* Exercise *
Where a line contains the string "styles", copy that line.

* Information shown *
========================================

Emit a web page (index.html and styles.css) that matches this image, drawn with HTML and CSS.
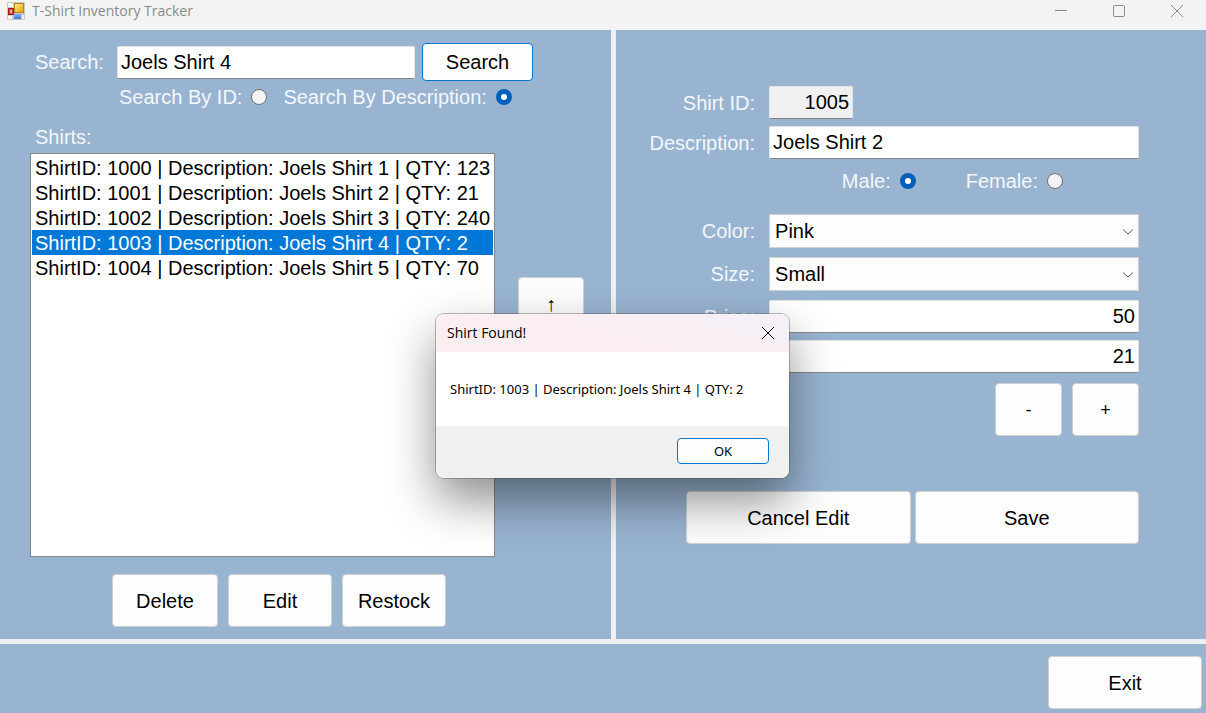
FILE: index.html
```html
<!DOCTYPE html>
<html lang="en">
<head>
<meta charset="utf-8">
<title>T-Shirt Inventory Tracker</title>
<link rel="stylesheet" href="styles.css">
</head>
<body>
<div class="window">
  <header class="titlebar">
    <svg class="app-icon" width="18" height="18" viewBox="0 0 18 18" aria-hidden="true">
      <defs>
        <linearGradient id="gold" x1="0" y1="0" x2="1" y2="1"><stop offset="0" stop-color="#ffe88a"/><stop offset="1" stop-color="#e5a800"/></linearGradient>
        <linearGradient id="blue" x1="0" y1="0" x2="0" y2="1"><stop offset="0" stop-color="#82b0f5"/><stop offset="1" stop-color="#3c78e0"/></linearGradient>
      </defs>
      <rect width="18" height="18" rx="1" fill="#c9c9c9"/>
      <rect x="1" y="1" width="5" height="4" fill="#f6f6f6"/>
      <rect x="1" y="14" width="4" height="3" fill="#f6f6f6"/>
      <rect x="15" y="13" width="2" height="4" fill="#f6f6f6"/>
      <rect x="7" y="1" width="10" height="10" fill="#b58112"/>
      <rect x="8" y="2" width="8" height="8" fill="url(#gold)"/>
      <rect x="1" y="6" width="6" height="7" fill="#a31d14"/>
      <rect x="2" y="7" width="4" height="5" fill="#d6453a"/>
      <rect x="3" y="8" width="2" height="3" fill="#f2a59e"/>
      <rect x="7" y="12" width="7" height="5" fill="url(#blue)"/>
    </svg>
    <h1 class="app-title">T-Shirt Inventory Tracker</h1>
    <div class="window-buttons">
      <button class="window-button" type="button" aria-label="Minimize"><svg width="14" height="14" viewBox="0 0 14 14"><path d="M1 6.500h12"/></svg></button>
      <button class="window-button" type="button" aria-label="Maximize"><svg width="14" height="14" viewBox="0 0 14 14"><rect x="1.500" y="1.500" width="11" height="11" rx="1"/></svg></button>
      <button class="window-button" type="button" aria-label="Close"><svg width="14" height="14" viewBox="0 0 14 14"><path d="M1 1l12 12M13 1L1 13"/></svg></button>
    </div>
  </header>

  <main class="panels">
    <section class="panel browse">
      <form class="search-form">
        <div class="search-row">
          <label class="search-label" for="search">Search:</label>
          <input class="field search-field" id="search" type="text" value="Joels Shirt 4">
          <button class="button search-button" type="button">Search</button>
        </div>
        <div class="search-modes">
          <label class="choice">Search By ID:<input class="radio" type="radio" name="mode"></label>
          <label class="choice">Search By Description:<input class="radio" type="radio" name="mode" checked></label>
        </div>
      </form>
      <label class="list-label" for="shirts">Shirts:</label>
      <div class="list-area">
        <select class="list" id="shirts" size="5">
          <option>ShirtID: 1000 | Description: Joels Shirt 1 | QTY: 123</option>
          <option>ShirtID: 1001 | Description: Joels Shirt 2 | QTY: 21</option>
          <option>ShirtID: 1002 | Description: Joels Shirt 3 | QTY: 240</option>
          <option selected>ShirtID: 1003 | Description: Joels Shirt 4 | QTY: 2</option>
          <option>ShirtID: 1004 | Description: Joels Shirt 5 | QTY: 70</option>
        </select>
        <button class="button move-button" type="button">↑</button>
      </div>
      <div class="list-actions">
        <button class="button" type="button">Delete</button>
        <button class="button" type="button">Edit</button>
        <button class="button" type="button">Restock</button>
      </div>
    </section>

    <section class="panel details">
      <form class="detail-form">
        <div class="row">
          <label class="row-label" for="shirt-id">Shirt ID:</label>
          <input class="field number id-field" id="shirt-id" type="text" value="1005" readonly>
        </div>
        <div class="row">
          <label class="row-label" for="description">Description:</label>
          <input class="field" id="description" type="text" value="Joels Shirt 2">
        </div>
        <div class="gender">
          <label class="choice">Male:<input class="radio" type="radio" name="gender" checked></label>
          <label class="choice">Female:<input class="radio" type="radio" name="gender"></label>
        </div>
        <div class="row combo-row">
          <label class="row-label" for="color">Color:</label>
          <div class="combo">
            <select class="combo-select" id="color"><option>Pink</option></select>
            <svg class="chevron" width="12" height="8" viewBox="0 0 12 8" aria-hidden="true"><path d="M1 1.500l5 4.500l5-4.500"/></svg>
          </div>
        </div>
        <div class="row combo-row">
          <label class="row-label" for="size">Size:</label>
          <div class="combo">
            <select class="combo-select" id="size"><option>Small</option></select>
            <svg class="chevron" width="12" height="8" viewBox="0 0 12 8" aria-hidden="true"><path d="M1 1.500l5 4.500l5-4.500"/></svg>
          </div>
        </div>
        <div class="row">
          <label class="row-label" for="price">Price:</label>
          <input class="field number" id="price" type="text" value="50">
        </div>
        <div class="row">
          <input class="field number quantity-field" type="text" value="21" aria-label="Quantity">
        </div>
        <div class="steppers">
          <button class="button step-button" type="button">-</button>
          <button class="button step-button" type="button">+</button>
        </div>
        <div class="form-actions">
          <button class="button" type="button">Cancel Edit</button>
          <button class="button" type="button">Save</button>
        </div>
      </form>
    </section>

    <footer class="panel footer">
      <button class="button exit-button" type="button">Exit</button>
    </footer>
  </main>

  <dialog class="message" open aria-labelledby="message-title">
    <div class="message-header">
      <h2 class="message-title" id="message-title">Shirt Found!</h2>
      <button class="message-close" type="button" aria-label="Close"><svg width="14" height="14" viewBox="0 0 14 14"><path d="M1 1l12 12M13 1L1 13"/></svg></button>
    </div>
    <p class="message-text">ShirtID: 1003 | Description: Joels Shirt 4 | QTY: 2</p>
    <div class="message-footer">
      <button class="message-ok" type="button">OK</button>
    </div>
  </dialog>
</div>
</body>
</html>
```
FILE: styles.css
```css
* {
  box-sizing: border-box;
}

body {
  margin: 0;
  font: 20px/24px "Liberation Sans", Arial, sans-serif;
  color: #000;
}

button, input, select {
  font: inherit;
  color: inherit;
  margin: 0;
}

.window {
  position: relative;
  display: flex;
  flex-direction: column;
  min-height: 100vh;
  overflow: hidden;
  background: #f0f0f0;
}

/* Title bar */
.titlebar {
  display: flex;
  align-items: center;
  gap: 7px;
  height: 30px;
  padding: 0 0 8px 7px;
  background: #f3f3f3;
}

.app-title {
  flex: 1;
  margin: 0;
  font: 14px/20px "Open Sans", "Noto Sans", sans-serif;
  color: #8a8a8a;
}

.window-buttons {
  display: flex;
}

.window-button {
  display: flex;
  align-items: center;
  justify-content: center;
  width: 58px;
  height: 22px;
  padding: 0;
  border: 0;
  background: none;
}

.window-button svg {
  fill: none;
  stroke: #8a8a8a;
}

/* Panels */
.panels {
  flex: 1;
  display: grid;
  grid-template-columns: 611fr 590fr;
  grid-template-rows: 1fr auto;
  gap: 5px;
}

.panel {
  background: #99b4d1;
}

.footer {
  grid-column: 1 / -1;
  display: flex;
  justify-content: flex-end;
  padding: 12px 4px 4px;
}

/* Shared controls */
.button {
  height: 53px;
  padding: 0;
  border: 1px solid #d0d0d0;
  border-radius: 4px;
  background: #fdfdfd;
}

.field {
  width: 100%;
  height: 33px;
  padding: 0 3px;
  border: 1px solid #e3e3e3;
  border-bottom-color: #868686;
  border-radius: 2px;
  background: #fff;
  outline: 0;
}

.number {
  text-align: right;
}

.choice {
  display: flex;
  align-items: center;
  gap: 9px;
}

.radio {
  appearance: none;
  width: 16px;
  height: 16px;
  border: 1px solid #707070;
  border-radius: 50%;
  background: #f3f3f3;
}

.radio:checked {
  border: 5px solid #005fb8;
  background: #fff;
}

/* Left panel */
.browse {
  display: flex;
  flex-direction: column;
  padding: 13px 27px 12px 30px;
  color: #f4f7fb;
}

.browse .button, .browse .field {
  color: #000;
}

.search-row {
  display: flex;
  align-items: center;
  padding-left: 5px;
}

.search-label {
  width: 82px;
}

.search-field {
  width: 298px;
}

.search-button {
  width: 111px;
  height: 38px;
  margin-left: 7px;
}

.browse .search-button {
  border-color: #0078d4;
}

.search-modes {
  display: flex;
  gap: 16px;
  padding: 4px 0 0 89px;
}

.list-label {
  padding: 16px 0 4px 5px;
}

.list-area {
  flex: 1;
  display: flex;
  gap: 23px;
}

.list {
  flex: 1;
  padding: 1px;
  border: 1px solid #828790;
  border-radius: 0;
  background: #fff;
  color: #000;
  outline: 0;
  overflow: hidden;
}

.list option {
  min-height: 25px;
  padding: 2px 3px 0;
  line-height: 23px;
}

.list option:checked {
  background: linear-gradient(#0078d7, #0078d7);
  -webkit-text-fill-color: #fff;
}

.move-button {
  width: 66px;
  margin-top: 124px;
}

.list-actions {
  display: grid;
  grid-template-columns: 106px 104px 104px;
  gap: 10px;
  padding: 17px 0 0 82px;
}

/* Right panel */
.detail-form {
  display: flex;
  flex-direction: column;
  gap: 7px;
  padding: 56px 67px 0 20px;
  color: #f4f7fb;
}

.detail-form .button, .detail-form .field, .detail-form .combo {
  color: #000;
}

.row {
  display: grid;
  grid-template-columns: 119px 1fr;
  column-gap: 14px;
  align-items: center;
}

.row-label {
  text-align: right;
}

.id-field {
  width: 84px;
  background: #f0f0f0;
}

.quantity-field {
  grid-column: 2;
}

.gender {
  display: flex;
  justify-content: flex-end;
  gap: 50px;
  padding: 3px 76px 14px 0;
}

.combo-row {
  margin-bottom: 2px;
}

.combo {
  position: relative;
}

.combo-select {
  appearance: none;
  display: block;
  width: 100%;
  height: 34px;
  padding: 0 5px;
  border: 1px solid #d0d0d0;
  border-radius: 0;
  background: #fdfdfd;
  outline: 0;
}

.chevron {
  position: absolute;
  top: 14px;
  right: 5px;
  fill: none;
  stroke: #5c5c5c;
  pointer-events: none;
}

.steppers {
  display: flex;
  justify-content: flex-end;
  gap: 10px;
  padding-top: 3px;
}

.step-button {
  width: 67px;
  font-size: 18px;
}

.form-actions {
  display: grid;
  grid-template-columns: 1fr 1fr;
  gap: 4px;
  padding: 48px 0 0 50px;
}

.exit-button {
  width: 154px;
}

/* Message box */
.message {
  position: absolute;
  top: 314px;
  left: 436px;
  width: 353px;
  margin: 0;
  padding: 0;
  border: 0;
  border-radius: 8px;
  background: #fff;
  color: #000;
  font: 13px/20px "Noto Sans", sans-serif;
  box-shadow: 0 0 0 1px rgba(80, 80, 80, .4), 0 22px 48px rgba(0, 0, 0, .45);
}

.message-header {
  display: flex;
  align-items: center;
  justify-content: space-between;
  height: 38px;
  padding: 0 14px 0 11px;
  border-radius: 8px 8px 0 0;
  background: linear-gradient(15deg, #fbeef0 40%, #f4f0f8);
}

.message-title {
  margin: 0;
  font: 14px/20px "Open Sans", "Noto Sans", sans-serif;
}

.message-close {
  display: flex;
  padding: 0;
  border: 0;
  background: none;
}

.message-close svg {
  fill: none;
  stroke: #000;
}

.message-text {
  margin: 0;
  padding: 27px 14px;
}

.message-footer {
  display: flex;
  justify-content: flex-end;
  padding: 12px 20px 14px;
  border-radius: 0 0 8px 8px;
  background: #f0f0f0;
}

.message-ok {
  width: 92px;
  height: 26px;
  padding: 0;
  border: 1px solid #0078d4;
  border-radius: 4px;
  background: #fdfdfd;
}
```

========================================

* Response to this exercise *
Emit a web page (index.html and styles.css) that matches this image, drawn with HTML and CSS.
<link rel="stylesheet" href="styles.css">
FILE: styles.css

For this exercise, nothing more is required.